Last year, a member of Microsoft’s IE team indicated that the company planned to drop independent development of the browser altogether, opting instead to fold its functions into the next major overhaul of its Windows operating system, a project code-named Longhorn.

Since then, however, Microsoft has remained largely silent about its long-range browser development plans.

“I’m not sure what their plan is, whether they’ll do some upgrades with SP2, wait for Longhorn or break out a separate release,” Directions on Microsoft analyst Matt Rosoff said. “Whatever they do, IE is not a major strategic technology for Microsoft anymore…They don’t have a huge team working on IE, and there hasn’t been a lot of evolution in IE for a couple years.”

Web authors bow to IE
IE’s dominance has also created fallout for Web standards, because Microsoft delivers the Web to roughly nine out of every 10 people who use it.

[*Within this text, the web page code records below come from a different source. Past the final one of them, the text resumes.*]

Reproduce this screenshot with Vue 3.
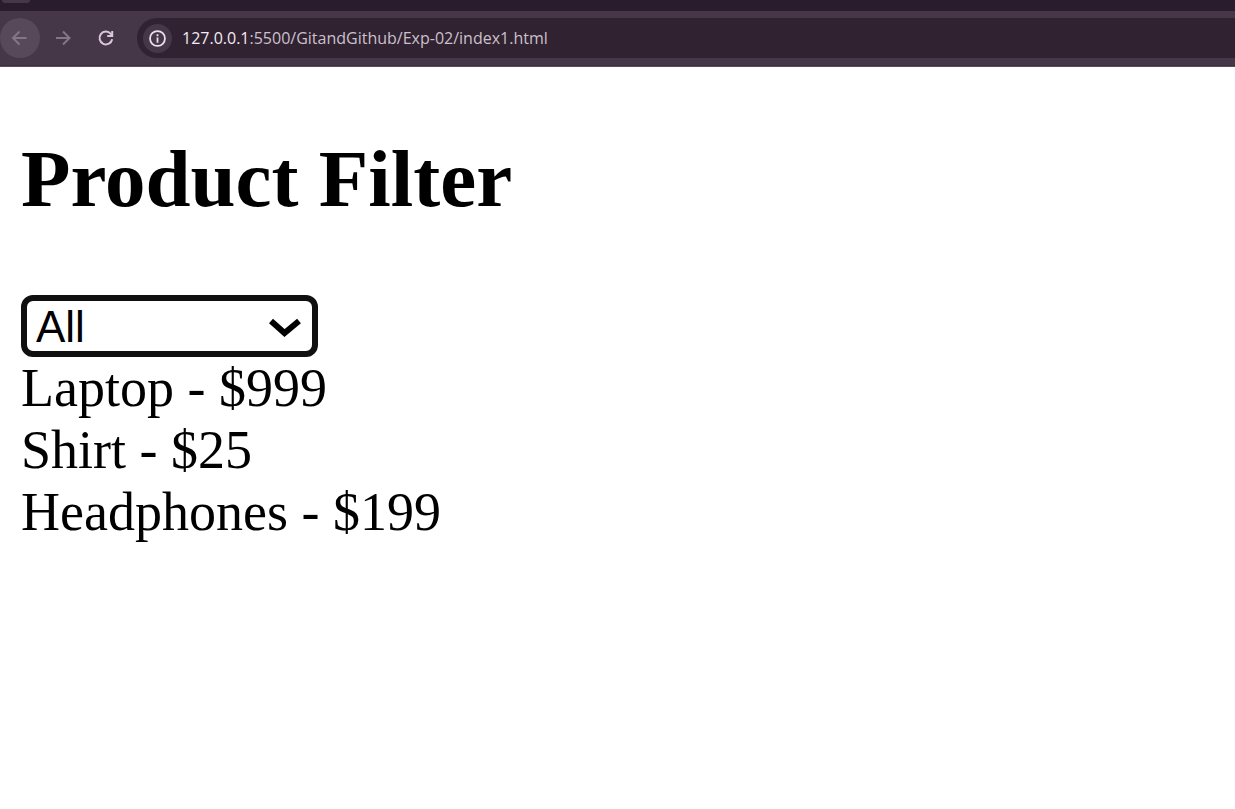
<script setup>
import { computed, ref } from 'vue'

const products = [
  { name: 'Laptop', price: 999, category: 'electronics' },
  { name: 'Shirt', price: 25, category: 'clothing' },
  { name: 'Headphones', price: 199, category: 'electronics' },
]
const category = ref('all')
const visible = computed(() =>
  products.filter((p) => category.value === 'all' || p.category === category.value),
)
</script>

<template>
  <div class="browser">
    <div class="tabs"><div class="tab"></div></div>
    <header class="toolbar">
      <button class="nav back" type="button" aria-label="Back">
        <svg viewBox="0 0 20 20"><path d="M16.5 10H3.5M9.5 3.5 3 10l6.5 6.5" /></svg>
      </button>
      <button class="nav forward" type="button" aria-label="Forward">
        <svg viewBox="0 0 20 20"><path d="M3 10h13M10 3.5l6.5 6.5-6.5 6.5" /></svg>
      </button>
      <button class="nav reload" type="button" aria-label="Reload">
        <svg viewBox="0 0 20 20">
          <path d="M16.2 11.3A6.4 6.4 0 1 1 14.8 5.8L16.5 7.5" />
          <path d="M16.2 3v5H11.2" />
        </svg>
      </button>
      <div class="address">
        <button class="info" type="button" aria-label="View site information">
          <svg viewBox="0 0 20 20">
            <circle cx="10" cy="10" r="7.1" />
            <path d="M10 9v5M10 6v1.8" />
          </svg>
        </button>
        <a class="url" href="#"><span class="host">127.0.0.1</span>:5500/GitandGithub/Exp-02/index1.html</a>
      </div>
    </header>
    <main class="page">
      <h2>Product Filter</h2>
      <div class="picker">
        <select v-model="category" aria-label="Category">
          <option value="all">All</option>
          <option value="electronics">Electronics</option>
          <option value="clothing">Clothing</option>
        </select>
        <svg class="chevron" viewBox="0 0 32 20" aria-hidden="true"><path d="M2 3 15.5 15 30 3" /></svg>
      </div>
      <div v-for="p in visible" :key="p.name" class="product">{{ p.name }} - ${{ p.price }}</div>
    </main>
  </div>
</template>

<style>
body {
  margin: 0;
  background: #fff;
}
</style>

<style scoped>
.tabs {
  height: 11px;
  background: #291c2c;
}
.tab {
  width: 28px;
  height: 3px;
  margin-left: 2px;
  border-radius: 0 0 12px 12px;
  background: #463748;
}
.toolbar {
  display: flex;
  align-items: center;
  box-sizing: border-box;
  height: 56px;
  padding-bottom: 1px;
  background: #463748;
  border-bottom: 1px solid #5a4a5b;
  box-shadow: inset 0 -1px #3e3040;
}
button {
  display: flex;
  align-items: center;
  justify-content: center;
  flex: none;
  padding: 0;
  border: 0;
  border-radius: 50%;
  background: none;
}
button svg {
  width: 20px;
  height: 20px;
  fill: none;
  stroke: currentColor;
  stroke-width: 2;
}
.nav {
  width: 40px;
  height: 40px;
  color: #857587;
}
.back {
  background: #574959;
}
.forward {
  margin-left: 3px;
}
.reload {
  margin-left: 3px;
  color: #dcc5df;
}
.address {
  display: flex;
  align-items: center;
  flex: 1;
  height: 40px;
  margin-left: 11px;
  padding-left: 6px;
  border-radius: 20px 0 0 20px;
  background: #302231;
}
.info {
  width: 29px;
  height: 29px;
  color: #ebdfeb;
  background: #463748;
}
.info svg {
  width: 21px;
  height: 21px;
  stroke-width: 1.7;
}
.url {
  margin-left: 10px;
  font: 16px/24px "Open Sans", "Noto Sans", sans-serif;
  color: #cbc0cb;
  text-decoration: none;
  white-space: nowrap;
}
.host {
  color: #f3eaf3;
}
.page {
  padding: 66px 21px 0;
  font-family: "Liberation Serif", "Times New Roman", serif;
  color: #000;
}
h2 {
  margin: 0 0 70px;
  font-size: 81px;
  line-height: 92px;
}
.picker {
  position: relative;
  width: 297px;
  height: 62px;
}
select {
  appearance: none;
  display: block;
  box-sizing: border-box;
  width: 100%;
  height: 100%;
  margin: 0;
  padding: 1px 56px 0 9px;
  border: 6px solid #101010;
  border-radius: 12px;
  outline: none;
  background: #fff;
  color: #000;
  font: 44px/50px "Liberation Sans", Arial, sans-serif;
}
.chevron {
  position: absolute;
  top: 23px;
  right: 17px;
  width: 32px;
  height: 20px;
  fill: none;
  stroke: #000;
  stroke-width: 6;
  pointer-events: none;
}
.product {
  font-size: 54px;
  line-height: 62px;
}
</style>
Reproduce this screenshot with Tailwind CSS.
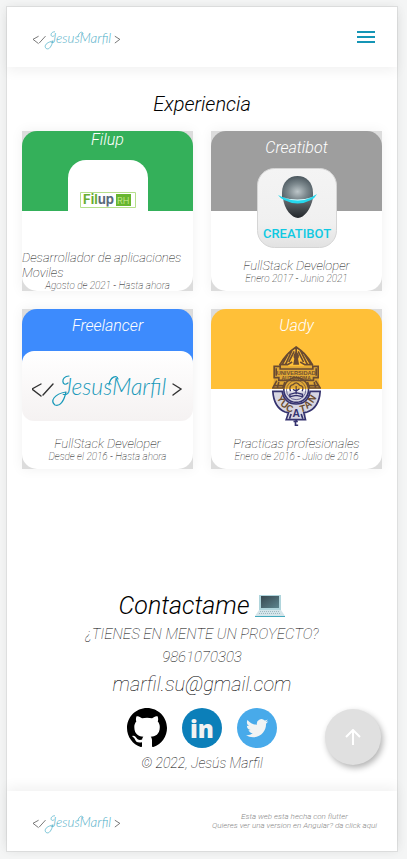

Although IE 6 provides good standards support, some Web site developers have decided that it’s easier to create sites that work best with versions of IE, rather than use code that works equally well on all standards-compliant browsers. For example, Shutterfly, the online photo store backed by Netscape co-founder Jim Clark, does not support any version of Opera or Mozilla browsers, according to a warning displayed on the site this week.

The problem has been a top issue for Web standards advocates for some time, shifting the focus of standards compliance away from browser makers and toward companies behind popular Web authoring tools, such as Macromedia and Adobe Systems.

Opera’s past complaints with Microsoft included charges that the software giant deliberately sought to undermine the experience of Web surfers using its browser by delivering a different set of instructions to Opera than those sent to IE for rendering Web pages on MSN. The results included misaligned margins and indentations that cut off some words, among other things.

Microsoft in 2003 admitted that it had taken steps to detect different types of browsers accessing MSN and sent different Web page layouts to different products. But the company said its efforts were aimed at promoting standards compliance rather than at hurting products that compete with its dominant Internet Explorer browser. Microsoft said it has since stopped the practice.

“MSN is committed to providing the best experience we can to all of its consumers, and there is no intent to degrade the consumer experience for any visitors to MSN,” a Microsoft representative wrote in an e-mail. “When this issue hit last year, MSN tested Opera’s latest browser, determined and made adjustments to ensure all Opera 7 users had a quality experience while visiting MSN.”

Opera, by contrast, has long contended that Microsoft’s alleged maneuvers were intentional and hurt its reputation.

MSN’s browser lockouts at the time provided incendiary ammunition for Microsoft critics, including anti-Microsoft industry group ProComp, which in 2001 accused Microsoft of unfairly exploiting its massive lead in the browser market to muscle out smaller competitors.

“Who else could it be but Microsoft?” ProComp President Mike Pettit said this week, referring to the payment.

Pettit cast a jaundiced eye at the transaction, along with other settlements Microsoft has made with rivals that have alleged wrongdoing.

“If you really analyze the harm that is inflicted and measure the damages paid, it’s a very small dollar amount to Microsoft,” Pettit said. “It’s just the cost of doing business to them, so they’re just going to keep doing it over and over. They pay 5 or 10 cents on the dollar in damages way after the fact, and the net effect of it is to further unbalance the playing field. In the final analysis, they got away with it.”

These days, Opera is looking to move past the PC to distribute its Web browser on devices such as cell phones and personal digital assistants. As a result, Opera will in the future face less of a threat from Microsoft, Opera director John Patrick said.

“People wonder why anyone would get into the browser business,” he said. “But this isn’t about Microsoft and the PC. It’s about every other kind of device, from set-top boxes to cell phones. IE doesn’t dominate that. It’s a different market…The opportunities are enormous.”